TASK BRIEF: The listing below should be printed exactly, every line of it. Skip the pictures.

GIVEN MATERIAL:
_____
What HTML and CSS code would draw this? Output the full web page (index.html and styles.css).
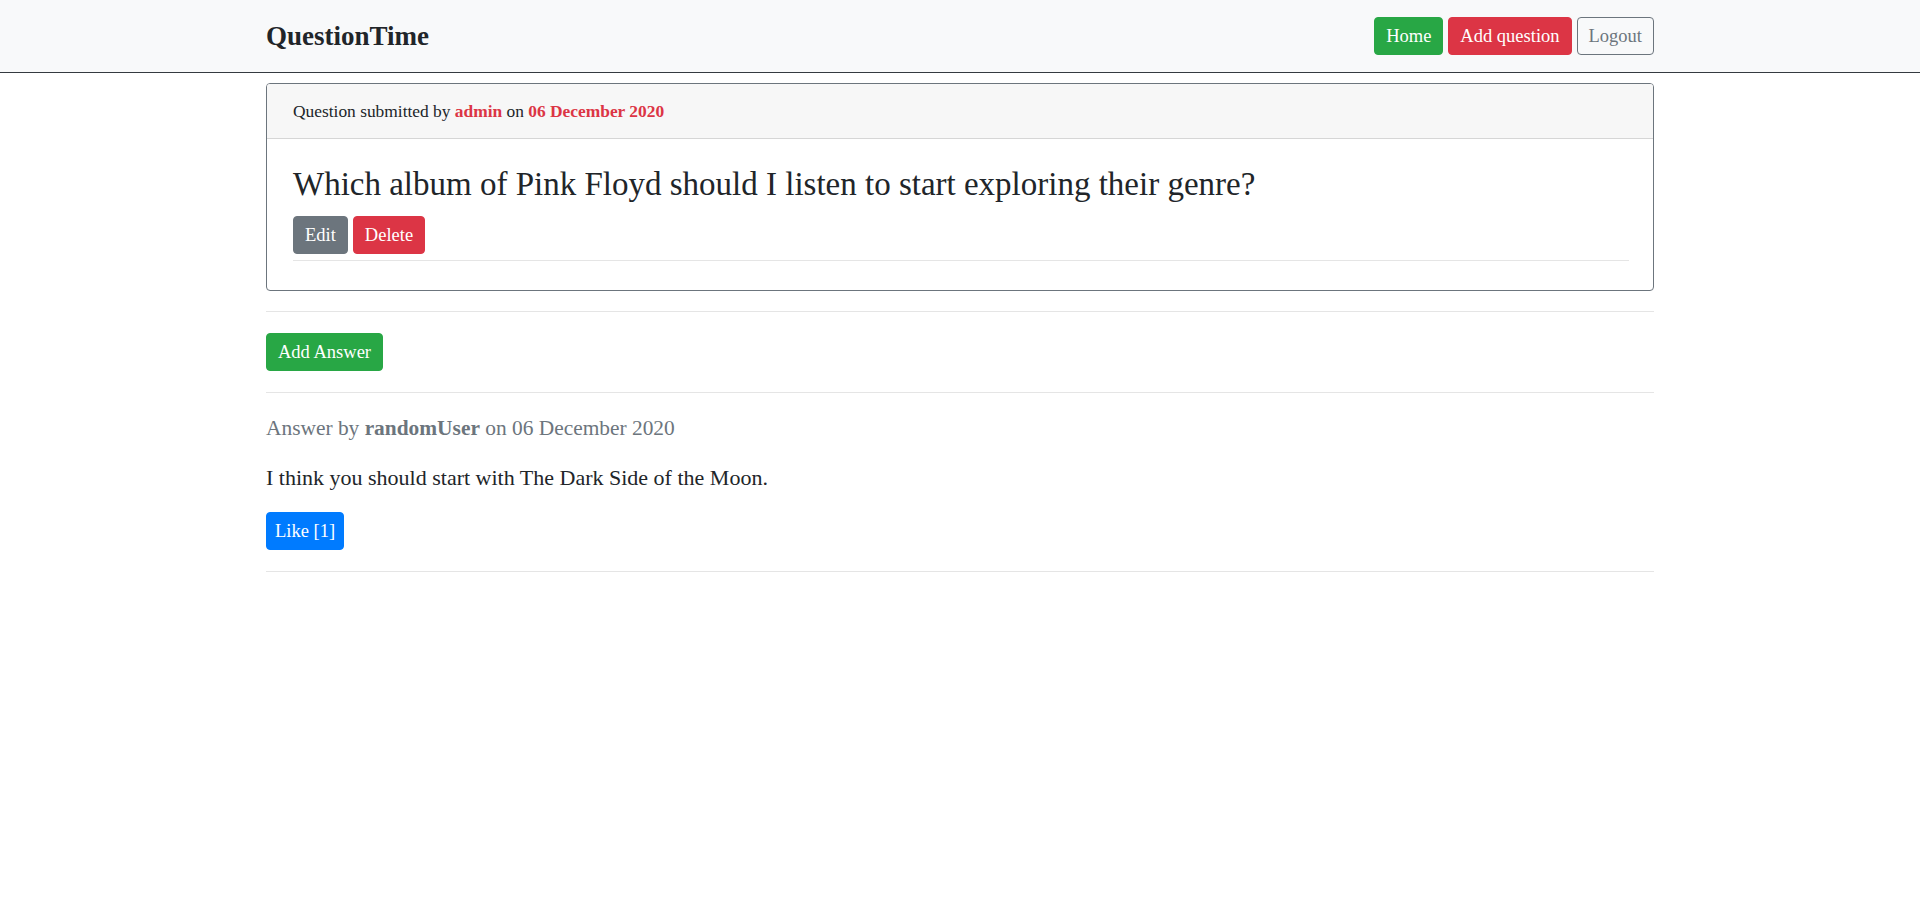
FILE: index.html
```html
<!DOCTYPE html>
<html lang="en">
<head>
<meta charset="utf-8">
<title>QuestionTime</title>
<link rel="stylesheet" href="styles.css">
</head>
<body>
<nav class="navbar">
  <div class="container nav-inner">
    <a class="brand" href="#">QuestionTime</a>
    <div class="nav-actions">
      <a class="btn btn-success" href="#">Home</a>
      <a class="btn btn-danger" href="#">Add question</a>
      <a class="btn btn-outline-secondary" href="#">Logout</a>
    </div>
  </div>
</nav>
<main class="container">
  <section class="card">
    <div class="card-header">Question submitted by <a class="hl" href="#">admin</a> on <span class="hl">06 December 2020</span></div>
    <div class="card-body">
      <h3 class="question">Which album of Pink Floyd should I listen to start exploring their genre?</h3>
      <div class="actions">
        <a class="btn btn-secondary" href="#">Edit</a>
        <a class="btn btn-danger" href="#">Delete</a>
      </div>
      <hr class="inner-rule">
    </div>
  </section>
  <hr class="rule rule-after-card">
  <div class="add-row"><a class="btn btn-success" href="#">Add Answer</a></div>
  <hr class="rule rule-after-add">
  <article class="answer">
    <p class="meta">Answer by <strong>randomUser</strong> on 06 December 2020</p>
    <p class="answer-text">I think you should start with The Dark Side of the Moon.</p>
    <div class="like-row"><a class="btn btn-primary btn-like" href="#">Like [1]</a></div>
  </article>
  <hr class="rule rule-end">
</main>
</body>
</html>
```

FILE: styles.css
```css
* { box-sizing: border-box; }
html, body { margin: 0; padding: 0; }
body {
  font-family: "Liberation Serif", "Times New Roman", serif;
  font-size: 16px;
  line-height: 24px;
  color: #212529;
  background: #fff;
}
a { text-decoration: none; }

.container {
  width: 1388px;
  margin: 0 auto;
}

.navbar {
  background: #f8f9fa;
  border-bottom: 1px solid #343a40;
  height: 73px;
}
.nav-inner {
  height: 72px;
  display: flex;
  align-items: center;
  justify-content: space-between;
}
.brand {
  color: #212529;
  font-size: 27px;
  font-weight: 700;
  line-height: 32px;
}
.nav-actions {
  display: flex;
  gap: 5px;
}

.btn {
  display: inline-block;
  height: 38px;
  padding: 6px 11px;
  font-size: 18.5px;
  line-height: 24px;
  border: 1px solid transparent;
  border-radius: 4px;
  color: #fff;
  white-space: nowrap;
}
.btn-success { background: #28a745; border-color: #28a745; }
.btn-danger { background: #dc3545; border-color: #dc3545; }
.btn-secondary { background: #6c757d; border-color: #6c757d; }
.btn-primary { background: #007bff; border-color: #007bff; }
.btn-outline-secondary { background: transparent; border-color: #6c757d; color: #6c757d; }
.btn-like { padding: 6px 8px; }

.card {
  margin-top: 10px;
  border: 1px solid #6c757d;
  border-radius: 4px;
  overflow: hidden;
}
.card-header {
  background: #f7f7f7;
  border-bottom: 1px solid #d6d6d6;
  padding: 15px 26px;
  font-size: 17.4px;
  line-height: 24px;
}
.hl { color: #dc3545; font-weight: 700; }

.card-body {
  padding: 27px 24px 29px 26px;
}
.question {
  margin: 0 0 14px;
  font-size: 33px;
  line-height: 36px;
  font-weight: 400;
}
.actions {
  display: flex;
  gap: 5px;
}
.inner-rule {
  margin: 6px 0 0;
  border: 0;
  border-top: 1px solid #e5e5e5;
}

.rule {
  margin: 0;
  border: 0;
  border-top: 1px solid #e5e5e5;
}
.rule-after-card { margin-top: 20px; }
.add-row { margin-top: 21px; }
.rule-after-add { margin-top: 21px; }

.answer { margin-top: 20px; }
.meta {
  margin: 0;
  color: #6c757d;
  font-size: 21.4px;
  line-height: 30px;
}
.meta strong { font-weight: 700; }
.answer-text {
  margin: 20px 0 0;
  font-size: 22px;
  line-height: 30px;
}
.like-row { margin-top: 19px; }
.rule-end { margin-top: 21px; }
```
_____
ANSWER TO THIS EXERCISE:
What HTML and CSS code would draw this? Output the full web page (index.html and styles.css).
FILE: index.html
```html
<!DOCTYPE html>
<html lang="en">
<head>
<meta charset="utf-8">
<title>QuestionTime</title>
<link rel="stylesheet" href="styles.css">
</head>
<body>
<nav class="navbar">
  <div class="container nav-inner">
    <a class="brand" href="#">QuestionTime</a>
    <div class="nav-actions">
      <a class="btn btn-success" href="#">Home</a>
      <a class="btn btn-danger" href="#">Add question</a>
      <a class="btn btn-outline-secondary" href="#">Logout</a>
    </div>
  </div>
</nav>
<main class="container">
  <section class="card">
    <div class="card-header">Question submitted by <a class="hl" href="#">admin</a> on <span class="hl">06 December 2020</span></div>
    <div class="card-body">
      <h3 class="question">Which album of Pink Floyd should I listen to start exploring their genre?</h3>
      <div class="actions">
        <a class="btn btn-secondary" href="#">Edit</a>
        <a class="btn btn-danger" href="#">Delete</a>
      </div>
      <hr class="inner-rule">
    </div>
  </section>
  <hr class="rule rule-after-card">
  <div class="add-row"><a class="btn btn-success" href="#">Add Answer</a></div>
  <hr class="rule rule-after-add">
  <article class="answer">
    <p class="meta">Answer by <strong>randomUser</strong> on 06 December 2020</p>
    <p class="answer-text">I think you should start with The Dark Side of the Moon.</p>
    <div class="like-row"><a class="btn btn-primary btn-like" href="#">Like [1]</a></div>
  </article>
  <hr class="rule rule-end">
</main>
</body>
</html>
```

FILE: styles.css
```css
* { box-sizing: border-box; }
html, body { margin: 0; padding: 0; }
body {
  font-family: "Liberation Serif", "Times New Roman", serif;
  font-size: 16px;
  line-height: 24px;
  color: #212529;
  background: #fff;
}
a { text-decoration: none; }

.container {
  width: 1388px;
  margin: 0 auto;
}

.navbar {
  background: #f8f9fa;
  border-bottom: 1px solid #343a40;
  height: 73px;
}
.nav-inner {
  height: 72px;
  display: flex;
  align-items: center;
  justify-content: space-between;
}
.brand {
  color: #212529;
  font-size: 27px;
  font-weight: 700;
  line-height: 32px;
}
.nav-actions {
  display: flex;
  gap: 5px;
}

.btn {
  display: inline-block;
  height: 38px;
  padding: 6px 11px;
  font-size: 18.5px;
  line-height: 24px;
  border: 1px solid transparent;
  border-radius: 4px;
  color: #fff;
  white-space: nowrap;
}
.btn-success { background: #28a745; border-color: #28a745; }
.btn-danger { background: #dc3545; border-color: #dc3545; }
.btn-secondary { background: #6c757d; border-color: #6c757d; }
.btn-primary { background: #007bff; border-color: #007bff; }
.btn-outline-secondary { background: transparent; border-color: #6c757d; color: #6c757d; }
.btn-like { padding: 6px 8px; }

.card {
  margin-top: 10px;
  border: 1px solid #6c757d;
  border-radius: 4px;
  overflow: hidden;
}
.card-header {
  background: #f7f7f7;
  border-bottom: 1px solid #d6d6d6;
  padding: 15px 26px;
  font-size: 17.4px;
  line-height: 24px;
}
.hl { color: #dc3545; font-weight: 700; }

.card-body {
  padding: 27px 24px 29px 26px;
}
.question {
  margin: 0 0 14px;
  font-size: 33px;
  line-height: 36px;
  font-weight: 400;
}
.actions {
  display: flex;
  gap: 5px;
}
.inner-rule {
  margin: 6px 0 0;
  border: 0;
  border-top: 1px solid #e5e5e5;
}

.rule {
  margin: 0;
  border: 0;
  border-top: 1px solid #e5e5e5;
}
.rule-after-card { margin-top: 20px; }
.add-row { margin-top: 21px; }
.rule-after-add { margin-top: 21px; }

.answer { margin-top: 20px; }
.meta {
  margin: 0;
  color: #6c757d;
  font-size: 21.4px;
  line-height: 30px;
}
.meta strong { font-weight: 700; }
.answer-text {
  margin: 20px 0 0;
  font-size: 22px;
  line-height: 30px;
}
.like-row { margin-top: 19px; }
.rule-end { margin-top: 21px; }
```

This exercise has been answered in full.